YIDFF 2003 Learning, Teaching, Filmmaking
Daughter and Father
An Interview with Tsumoto Mari (director) and Fujita Naomi (Daughter and Father project)

I Didn’t Want to Give Up on People


Q: What is the style of “Cinema Juku”?

TM: I think that for Hara Kazuo and “Cinema Juku,” it’s how to stand on the side of the main character, how much you can let go of your thinking and desires, and how the camera gives you support. Actually at first we didn’t get the go ahead for our project. It seemed Hara’s thinking was that it is important to create relationships with other people, and one’s own family is too easy.

FN: During the production Hara repeatedly pushed us with phrases like “resolution” and “fight for keeps,” and during the filming I was constantly thinking about how I could respond. That kind of intensity is also very characteristic.


Q: Fujita, did you have any doubts when it came to making a piece about your own family?

FN: It wasn’t our intention in creating this piece, but I was afraid that my father would be maligned, and at first I asked that the name of my hometown not be shown. But Hara told us “Expression itself is picking a fight with society, and that kind of cowardly approach to shooting is no good,” and “You guys are flinching.” Although I agreed with him at the time, I couldn’t imagine what would happen after going public with my personal life, and during the filming there were times when I was concerned.

Q: Had the ending been crystallized?

TM: Among the crew, opinions were divided as to whether we should be able to see the ending from the first stage, or whether it should emerge naturally as we began understanding Fujita’s feelings.

FN: When the crew met for the first time, I was thinking of an ending with me smiling at my father in gratitude. But after filming while observing my father, on our side we also were uneasy that we couldn’t shoot it yet, so there were some things that changed from the original plan, including other scenes. I think the actual ending was just before our imaginations.

Q: During production, was there ever anything that felt unexpected or unanticipated in your father’s response?

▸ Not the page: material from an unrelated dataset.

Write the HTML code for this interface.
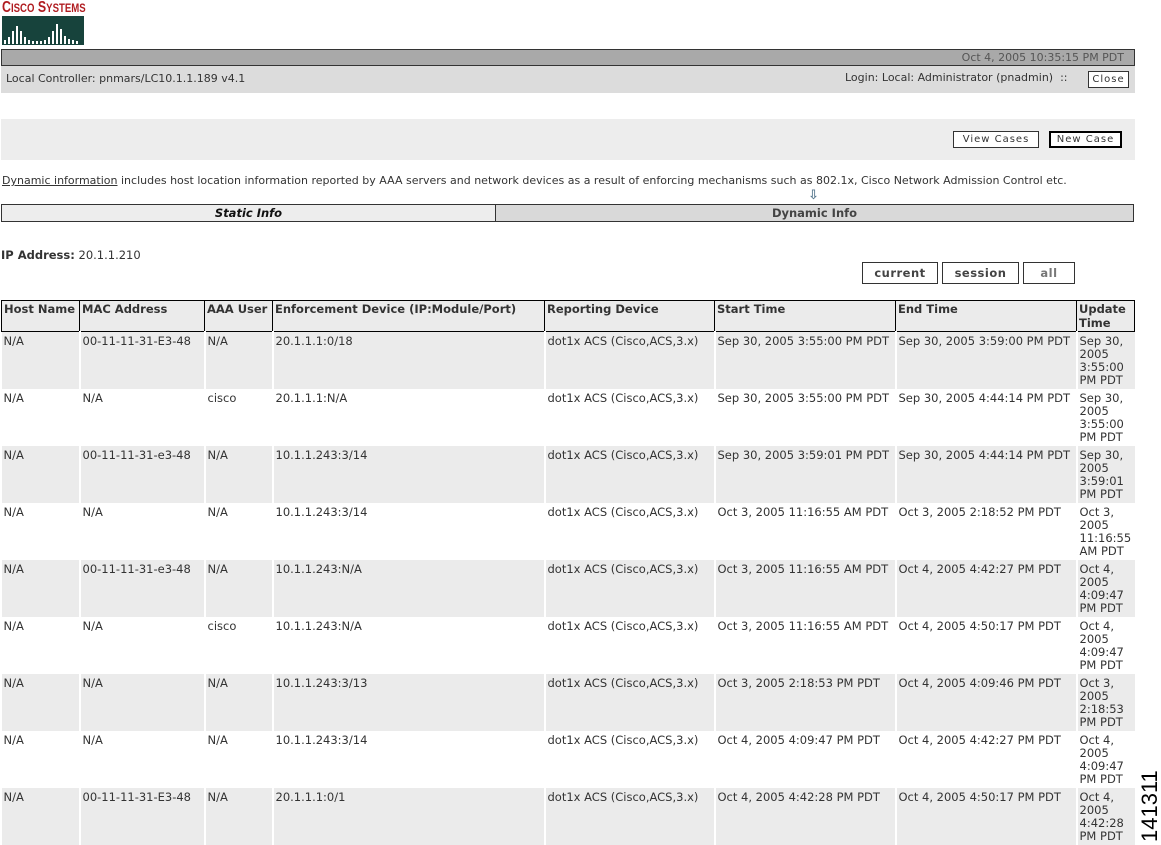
<!DOCTYPE html>
<html><head><meta charset="utf-8"><style>
*{margin:0;padding:0;box-sizing:border-box}
body{width:1161px;height:845px;overflow:hidden;background:#fff;font-family:"DejaVu Sans","Liberation Sans",sans-serif;font-size:11.5px;color:#333;position:relative}
.a{position:absolute}
.btn{position:absolute;border:1px solid #333;background:#fff;font-size:10px;letter-spacing:1px;text-align:center;color:#333}
.b2{border:2px solid #000;font-weight:bold;font-size:11.5px;letter-spacing:.5px;text-align:center;position:absolute;background:#fff;color:#444}
table{position:absolute;left:1px;top:300px;border-collapse:collapse;table-layout:fixed;width:1133px}
th{background:#ebebeb;border:1px solid #000;text-align:left;vertical-align:top;font-weight:bold;padding:1px 2px;height:31px;line-height:14px;color:#333}
td{vertical-align:top;padding:3px 2px 0;height:57px;line-height:13px;border-left:2px solid #fff;color:#333}
tr.g td{background:#ebebeb}
td:first-child{border-left:none}
</style></head><body>
<div class="a" style="left:2px;top:-1px;color:#b01c20;font-family:'Liberation Sans',sans-serif;font-weight:bold;font-size:15.5px;letter-spacing:0;transform:scaleX(.8);transform-origin:left">C<span style="font-size:12px">ISCO</span> S<span style="font-size:12px">YSTEMS</span></div>
<div class="a" style="left:2px;top:16px;width:82px;height:29px;background:#17433c"></div>
<svg class="a" style="left:2px;top:16px" width="82" height="29"><g fill="#fff">
<rect x="2" y="24" width="2" height="4"/><rect x="6" y="21" width="2" height="7"/><rect x="10" y="15" width="2" height="13"/><rect x="14" y="10" width="2" height="18"/><rect x="18" y="15" width="2" height="13"/><rect x="22" y="21" width="2" height="7"/><rect x="26" y="24" width="2" height="4"/><rect x="30" y="25" width="2" height="3"/><rect x="34" y="25" width="2" height="3"/><rect x="38" y="25" width="2" height="3"/><rect x="42" y="24" width="2" height="4"/><rect x="46" y="21" width="2" height="7"/><rect x="50" y="15" width="2" height="13"/><rect x="54" y="8" width="2" height="20"/><rect x="58" y="13" width="2" height="15"/><rect x="62" y="20" width="2" height="8"/><rect x="66" y="23" width="2" height="5"/><rect x="70" y="24" width="2" height="4"/><rect x="74" y="25" width="2" height="3"/></g></svg>
<div class="a" style="left:1px;top:49px;width:1134px;height:17px;background:#a9a9a9;border:1px solid #333;text-align:right;padding-right:10px;font-size:11px;line-height:15px;color:#555">Oct 4, 2005 10:35:15 PM PDT</div>
<div class="a" style="left:1px;top:66px;width:1134px;height:27px;background:#dcdcdc"></div>
<div class="a" style="left:6px;top:72px;font-size:11px">Local Controller: pnmars/LC10.1.1.189 v4.1</div>
<div class="a" style="left:845px;top:71px;font-size:11px">Login: Local: Administrator (pnadmin) &nbsp;::</div>
<div class="btn" style="left:1088px;top:71px;width:41px;height:17px;line-height:15px">Close</div>
<div class="a" style="left:1px;top:119px;width:1134px;height:41px;background:#ededed"></div>
<div class="btn" style="left:953px;top:131px;width:86px;height:17px;line-height:15px">View Cases</div>
<div class="btn" style="left:1049px;top:131px;width:73px;height:17px;line-height:13px;border:2px solid #000">New Case</div>
<div class="a" style="left:2px;top:174px;font-size:11px"><u>Dynamic information</u> includes host location information reported by AAA servers and network devices as a result of enforcing mechanisms such as 802.1x, Cisco Network Admission Control etc.</div>
<div class="a" style="left:808px;top:188px;color:#5a7a90;font-size:13px;font-weight:bold">⇩</div>
<div class="a" style="left:1px;top:204px;width:495px;height:18px;background:#ededed;border:1px solid #333;text-align:center;font-weight:bold;font-style:italic;line-height:16px;color:#111">Static Info</div>
<div class="a" style="left:495px;top:204px;width:639px;height:18px;background:#d9d9d9;border:1px solid #333;text-align:center;font-weight:bold;line-height:16px;color:#444">Dynamic Info</div>
<div class="a" style="left:1px;top:248px"><b>IP Address:</b> 20.1.1.210</div>
<div class="b2" style="left:862px;top:262px;width:76px;height:22px;border-width:1px;border-color:#333;line-height:20px">current</div>
<div class="b2" style="left:942px;top:262px;width:77px;height:22px;border-width:1px;border-color:#333;line-height:20px">session</div>
<div class="b2" style="left:1023px;top:262px;width:52px;height:22px;border-width:1px;border-color:#333;line-height:20px;color:#777">all</div>
<table>
<colgroup><col style="width:78px"><col style="width:125px"><col style="width:68px"><col style="width:272px"><col style="width:170px"><col style="width:181px"><col style="width:181px"><col style="width:58px"></colgroup>
<tr><th>Host Name</th><th>MAC Address</th><th>AAA User</th><th>Enforcement Device (IP:Module/Port)</th><th>Reporting Device</th><th>Start Time</th><th>End Time</th><th>Update Time</th></tr>
<tr class="g"><td>N/A</td><td>00-11-11-31-E3-48</td><td>N/A</td><td>20.1.1.1:0/18</td><td>dot1x ACS (Cisco,ACS,3.x)</td><td>Sep 30, 2005 3:55:00 PM PDT</td><td>Sep 30, 2005 3:59:00 PM PDT</td><td>Sep 30, 2005 3:55:00 PM PDT</td></tr>
<tr><td>N/A</td><td>N/A</td><td>cisco</td><td>20.1.1.1:N/A</td><td>dot1x ACS (Cisco,ACS,3.x)</td><td>Sep 30, 2005 3:55:00 PM PDT</td><td>Sep 30, 2005 4:44:14 PM PDT</td><td>Sep 30, 2005 3:55:00 PM PDT</td></tr>
<tr class="g"><td>N/A</td><td>00-11-11-31-e3-48</td><td>N/A</td><td>10.1.1.243:3/14</td><td>dot1x ACS (Cisco,ACS,3.x)</td><td>Sep 30, 2005 3:59:01 PM PDT</td><td>Sep 30, 2005 4:44:14 PM PDT</td><td>Sep 30, 2005 3:59:01 PM PDT</td></tr>
<tr><td>N/A</td><td>N/A</td><td>N/A</td><td>10.1.1.243:3/14</td><td>dot1x ACS (Cisco,ACS,3.x)</td><td>Oct 3, 2005 11:16:55 AM PDT</td><td>Oct 3, 2005 2:18:52 PM PDT</td><td>Oct 3, 2005 11:16:55 AM PDT</td></tr>
<tr class="g"><td>N/A</td><td>00-11-11-31-e3-48</td><td>N/A</td><td>10.1.1.243:N/A</td><td>dot1x ACS (Cisco,ACS,3.x)</td><td>Oct 3, 2005 11:16:55 AM PDT</td><td>Oct 4, 2005 4:42:27 PM PDT</td><td>Oct 4, 2005 4:09:47 PM PDT</td></tr>
<tr><td>N/A</td><td>N/A</td><td>cisco</td><td>10.1.1.243:N/A</td><td>dot1x ACS (Cisco,ACS,3.x)</td><td>Oct 3, 2005 11:16:55 AM PDT</td><td>Oct 4, 2005 4:50:17 PM PDT</td><td>Oct 4, 2005 4:09:47 PM PDT</td></tr>
<tr class="g"><td>N/A</td><td>N/A</td><td>N/A</td><td>10.1.1.243:3/13</td><td>dot1x ACS (Cisco,ACS,3.x)</td><td>Oct 3, 2005 2:18:53 PM PDT</td><td>Oct 4, 2005 4:09:46 PM PDT</td><td>Oct 3, 2005 2:18:53 PM PDT</td></tr>
<tr><td>N/A</td><td>N/A</td><td>N/A</td><td>10.1.1.243:3/14</td><td>dot1x ACS (Cisco,ACS,3.x)</td><td>Oct 4, 2005 4:09:47 PM PDT</td><td>Oct 4, 2005 4:42:27 PM PDT</td><td>Oct 4, 2005 4:09:47 PM PDT</td></tr>
<tr class="g"><td>N/A</td><td>00-11-11-31-E3-48</td><td>N/A</td><td>20.1.1.1:0/1</td><td>dot1x ACS (Cisco,ACS,3.x)</td><td>Oct 4, 2005 4:42:28 PM PDT</td><td>Oct 4, 2005 4:50:17 PM PDT</td><td>Oct 4, 2005 4:42:28 PM PDT</td></tr>
</table>
<div class="a" style="left:1137px;top:842px;transform:rotate(-90deg);transform-origin:left top;font-family:'Liberation Sans',sans-serif;font-size:22px;color:#000;line-height:26px">141311</div>
</body></html>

FN: Maybe when my father came to shoot that ending. Because I’d reminded him to say something persuasive. But when he came, he read out his one-way reply to my letter…And instead of in front of me, he read with dignity before the camera…(laugh).

TM: At first, I’d thought he came wanting to read that and bring it to a close. But in reality, even before Fujita had read the letter and conveyed her feelings, her father happened to read a newspaper article introducing “Cinema Juku” that said “The troubles Fujita, who had dropped out of school, had with her father…” But he didn’t say anything directly, even to Fujita.

FN: I think in some way my father also wanted to take in my feelings.

Q: What kind of people do you want to see this work?

FN: Around me there were also people with problems in their families, and a lot of people think their parents are hopeless, and that’s something they’ll put aside as they live their lives. At the same time, I was hearing people say they felt it’s somehow difficult to live. But I didn’t want to give up on people. Pushing through, there are things you see for the first time, and that way of coming to an understanding seemed like a way for me to move on. Regardless of age or circumstances, I’d like people who feel these kinds of difficulties in their personal relationships to see this film, and I would be happy if they connect it with their own motivating power.

Q: What about your next work?

TM: I think we’re now in a period when everyone is groping for relationships with others. The old way of seeing the world is breaking down, and if you follow the former way of doing things, relationships no longer get built automatically. Somehow it feels like people are being flung out on their own. In the middle of all this, I’m interested in how people go about creating relationships, and I’d like to make a piece centered around this.